Among the lines listed below, count those that include the string "components", and state only the count.
■ ■ ■ ■
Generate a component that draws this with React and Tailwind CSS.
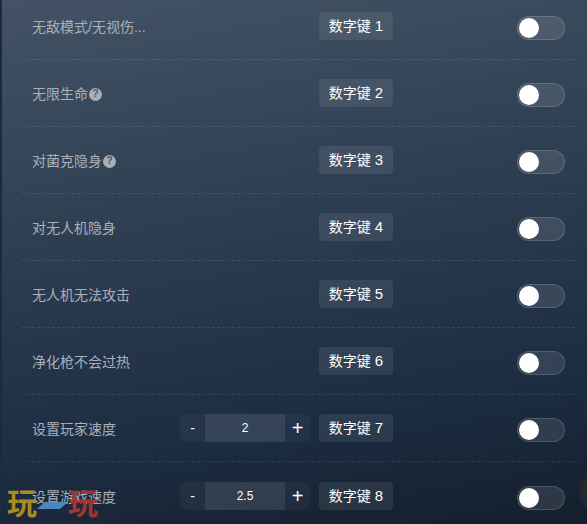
const rows = [
  { label: '无敌模式/无视伤...', key: '数字键', num: '1' },
  { label: '无限生命', key: '数字键', num: '2', help: true },
  { label: '对菌克隐身', key: '数字键', num: '3', help: true },
  { label: '对无人机隐身', key: '数字键', num: '4' },
  { label: '无人机无法攻击', key: '数字键', num: '5' },
  { label: '净化枪不会过热', key: '数字键', num: '6' },
  { label: '设置玩家速度', key: '数字键', num: '7', value: '2' },
  { label: '设置游戏速度', key: '数字键', num: '8', value: '2.5' },
]

function Help() {
  return (
    <span className="ml-px flex h-[13px] w-[13px] items-center justify-center rounded-full bg-[#a9afb8] text-[10px] leading-none font-bold text-[#4a5869]">?</span>
  )
}

function Stepper({ value }) {
  return (
    <div className="mr-[9px] flex h-7 w-[130px] overflow-hidden rounded-md bg-white/[0.04] text-white">
      <button className="w-[25px] text-sm">-</button>
      <div className="flex flex-1 items-center justify-center bg-white/[0.08] text-xs font-medium">{value}</div>
      <button className="w-[25px] text-xl leading-none">+</button>
    </div>
  )
}

function Toggle() {
  return (
    <div className="flex h-6 w-12 items-center rounded-full border border-white/15 bg-white/10 pl-px">
      <div className="h-5 w-5 rounded-full bg-white" />
    </div>
  )
}

function Row({ label, keyName, num, help, value, last }) {
  return (
    <div className={`flex h-[67px] items-center pr-[10px] pl-[10px] ${last ? '' : 'border-b border-dashed border-white/10'}`}>
      <div className="flex flex-1 items-center pt-0.5 text-sm text-[#a9b0b8]">
        <span>{label}</span>
        {help && <Help />}
      </div>
      {value && <Stepper value={value} />}
      <div className="flex h-7 w-[74px] items-center justify-center gap-1 rounded bg-white/[0.08] text-sm text-white">
        <span>{keyName}</span>
        <span className="text-[15px]">{num}</span>
      </div>
      <div className="ml-[124px] pt-1">
        <Toggle />
      </div>
    </div>
  )
}

export default function App() {
  return (
    <div className="relative h-[524px] w-[587px] overflow-hidden bg-[linear-gradient(170deg,#435365_0%,#1b2b40_78%,#151f2c_100%)] font-['Liberation_Sans','Noto_Sans_CJK_SC',sans-serif]">
      <div className="absolute top-0 bottom-0 left-0 w-0.5 bg-[#1b2a3c]" />
      <div className="-mt-[7px] ml-[22px] w-[553px]">
        {rows.map((r, i) => (
          <Row key={r.num} label={r.label} keyName={r.key} num={r.num} help={r.help} value={r.value} last={i === rows.length - 1} />
        ))}
      </div>
      <div className="absolute top-[472px] left-[579px] h-10 w-10 rounded-full bg-[#2a2a2e]/70" />
      <div className="absolute top-[489px] left-[7px] flex items-center text-[30px] leading-none font-bold">
        <span className="text-[#a98a25]">玩</span>
        <svg width="31" height="8" viewBox="0 0 31 8" className="mt-1">
          <path d="M8 0H31L23 7H0Z" fill="#4d86b8" />
        </svg>
        <span className="text-[#9f3636]">玩</span>
      </div>
    </div>
  )
}
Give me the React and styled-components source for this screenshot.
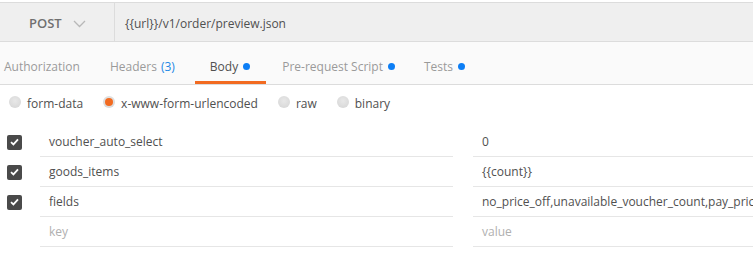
import styled, { createGlobalStyle } from "styled-components";

const GlobalStyle = createGlobalStyle`
  html, body {
    margin: 0;
    padding: 0;
    background: #fff;
    font-family: "Open Sans", "Liberation Sans", sans-serif;
    overflow: hidden;
  }
`;

const tabs = [
  { label: "Authorization", gap: 0 },
  { label: "Headers", count: 3, gap: 5 },
  { label: "Body", dot: true, active: true, gap: 1, pad: 16 },
  { label: "Pre-request Script", dot: true, gap: -1 },
  { label: "Tests", dot: true, gap: 0 },
];

const modes = [
  { label: "form-data" },
  { label: "x-www-form-urlencoded", checked: true },
  { label: "raw" },
  { label: "binary" },
];

const params = [
  { key: "voucher_auto_select", value: "0", on: true },
  { key: "goods_items", value: "{{count}}", on: true },
  { key: "fields", value: "no_price_off,unavailable_voucher_count,pay_price", on: true },
  { key: "key", value: "value", placeholder: true },
];

function Check() {
  return (
    <CheckBox>
      <svg width="9" height="8" viewBox="0 0 9 8">
        <path d="M1 4.2 L3.4 6.4 L8 1.4" fill="none" stroke="#fff" strokeWidth="1.8" />
      </svg>
    </CheckBox>
  );
}

function Chevron() {
  return (
    <svg width="13" height="8" viewBox="0 0 13 8">
      <path d="M1 1 L6.5 6.5 L12 1" fill="none" stroke="#b8b8b8" strokeWidth="1.3" />
    </svg>
  );
}

export default function App() {
  return (
    <>
      <GlobalStyle />
      <Page>
        <UrlBar>
          <Method>
            POST
            <Chevron />
          </Method>
          <Url>{"{{url}}/v1/order/preview.json"}</Url>
        </UrlBar>
        <TabBar>
          {tabs.map((t) => (
            <Tab key={t.label} $active={t.active} $gap={t.gap} $pad={t.pad || 15}>
              {t.label}
              {t.count && <Count>({t.count})</Count>}
              {t.dot && <Dot />}
            </Tab>
          ))}
        </TabBar>
        <Modes>
          {modes.map((m) => (
            <Mode key={m.label}>
              <Radio $checked={m.checked} />
              {m.label}
            </Mode>
          ))}
        </Modes>
        <Table>
          {params.map((p) => (
            <Row key={p.key}>
              <CheckCell>{p.on && <Check />}</CheckCell>
              <Cell $placeholder={p.placeholder}>{p.key}</Cell>
              <Cell $placeholder={p.placeholder}>{p.value}</Cell>
            </Row>
          ))}
        </Table>
      </Page>
    </>
  );
}

const Page = styled.div`
  width: 753px;
  padding-top: 2px;
  overflow: hidden;
`;

const UrlBar = styled.div`
  display: flex;
  height: 38px;
  background: #efefef;
  border-top: 1px solid #dcdcdc;
  border-bottom: 1px solid #dcdcdc;
`;

const Method = styled.div`
  width: 115px;
  box-sizing: border-box;
  border-right: 1px solid #dcdcdc;
  display: flex;
  align-items: center;
  gap: 11px;
  padding-left: 29px;
  padding-top: 2px;
  font-size: 13px;
  font-weight: 600;
  color: #707070;
  svg {
    margin-top: 1px;
  }
`;

const Url = styled.div`
  display: flex;
  align-items: center;
  padding-left: 10px;
  padding-top: 2px;
  font-size: 12px;
  color: #505050;
`;

const TabBar = styled.div`
  display: flex;
  height: 42px;
  background: #fafafa;
  border-bottom: 1px solid #dcdcdc;
  padding-left: 4px;
  box-sizing: content-box;
`;

const Tab = styled.div`
  position: relative;
  display: flex;
  align-items: center;
  padding: 7px ${(p) => p.$pad}px 0 15px;
  margin-right: ${(p) => p.$gap}px;
  font-size: 12px;
  color: ${(p) => (p.$active ? "#505050" : "#9a9a9a")};
  &:first-child {
    padding-left: 0;
  }
  &::after {
    content: "";
    display: ${(p) => (p.$active ? "block" : "none")};
    position: absolute;
    left: 0;
    right: 0;
    bottom: 0;
    height: 3px;
    background: #f26b21;
  }
`;

const Count = styled.span`
  color: #1e88e5;
  margin-left: 4px;
`;

const Dot = styled.span`
  width: 7px;
  height: 7px;
  border-radius: 50%;
  background: #0c7ef5;
  margin-left: 5px;
  margin-top: -1px;
`;

const Modes = styled.div`
  display: flex;
  align-items: center;
  height: 36px;
  padding-left: 9px;
  gap: 20px;
`;

const Mode = styled.label`
  display: flex;
  align-items: center;
  gap: 6px;
  font-size: 12px;
  color: #505050;
`;

const Radio = styled.span`
  width: 12px;
  height: 12px;
  border-radius: 50%;
  box-sizing: border-box;
  background: radial-gradient(circle at 50% 40%, #e8e8e8, #d4d4d4);
  margin-top: -3px;
  position: relative;
  &::after {
    content: "";
    display: ${(p) => (p.$checked ? "block" : "none")};
    position: absolute;
    left: 2px;
    top: 2px;
    width: 8px;
    height: 8px;
    border-radius: 50%;
    background: #f26b21;
  }
`;

const Table = styled.div`
  display: flex;
  flex-direction: column;
  padding-top: 6px;
`;

const Row = styled.div`
  display: grid;
  grid-template-columns: 40px 413px 320px;
  height: 30px;
`;

const CheckCell = styled.div`
  display: flex;
  align-items: center;
  padding-left: 7px;
`;

const CheckBox = styled.span`
  width: 15px;
  height: 15px;
  border-radius: 2px;
  background: #4a4a4a;
  display: flex;
  align-items: center;
  justify-content: center;
`;

const Cell = styled.div`
  display: flex;
  align-items: center;
  padding-left: 9px;
  border-bottom: 1px solid #e6e6e6;
  font-size: 12px;
  white-space: nowrap;
  overflow: hidden;
  color: ${(p) => (p.$placeholder ? "#b0b0b0" : "#505050")};
  & + & {
    margin-left: 20px;
  }
`;
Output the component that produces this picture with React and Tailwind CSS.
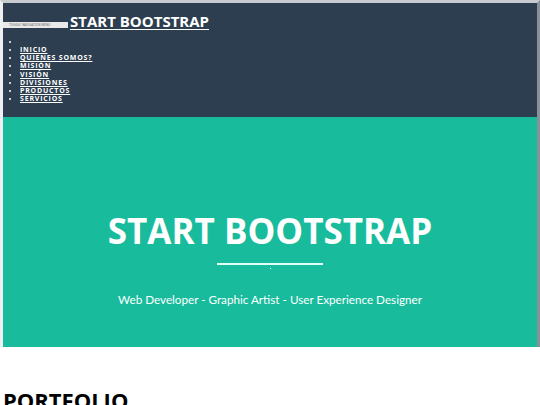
import React from "react";

const links = ["Inicio", "Quienes somos?", "Misión", "Visión", "Divisiones", "Productos", "Servicios"];

export default function App() {
  const heading = { fontFamily: '"Open Sans", "Noto Sans", sans-serif' };

  return (
    <div className="min-h-screen bg-white">
      <div className="border-t-[3px] border-l-[3px] border-r-[3px] border-t-[#c8cbcf] border-l-[#eef0f2] border-r-[#8a9099]">
        <nav className="h-[114px] bg-[#2c3e50] text-white" style={heading}>
          <div className="flex items-end pt-[11px]">
            <button className="mb-[1px] h-[6px] w-[65px] overflow-hidden bg-[#e9e9e9] px-[6px] text-left text-[3px] leading-[6px] tracking-wide text-[#555] uppercase">
              Toggle navigation menu
            </button>
            <a href="#" className="ml-[2px] text-[15px] font-bold leading-none text-white underline underline-offset-2">
              START BOOTSTRAP
            </a>
          </div>
          <ul className="mt-[9px] list-disc pl-[17px] text-[7px] font-bold uppercase leading-[8.2px] tracking-[0.8px] marker:text-[6px]">
            <li className="h-[8px]"></li>
            {links.map((l) => (
              <li key={l}>
                <a href="#" className="underline underline-offset-1">{l}</a>
              </li>
            ))}
          </ul>
        </nav>
        <header className="flex h-[230px] flex-col items-center bg-[#18bc9c] pt-[96px] text-white">
          <h1 className="text-[35px] font-bold leading-none" style={heading}>
            START BOOTSTRAP
          </h1>
          <div className="relative mt-[15px] h-[2px] w-[106px] bg-[#e6fff9]">
            <span className="absolute left-[53px] top-[5px] h-[1px] w-[1px] bg-[#e6fff9]"></span>
          </div>
          <p className="mt-[29px] text-[11.7px] leading-none" style={{ fontFamily: 'Lato, "Open Sans", sans-serif' }}>
            Web Developer - Graphic Artist - User Experience Designer
          </p>
        </header>
      </div>
      <section className="px-[3px] pt-[42px]">
        <h2 className="text-[22px] font-bold leading-none text-black" style={heading}>PORTFOLIO</h2>
      </section>
    </div>
  );
}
■ ■ ■ ■
*Expected output*
2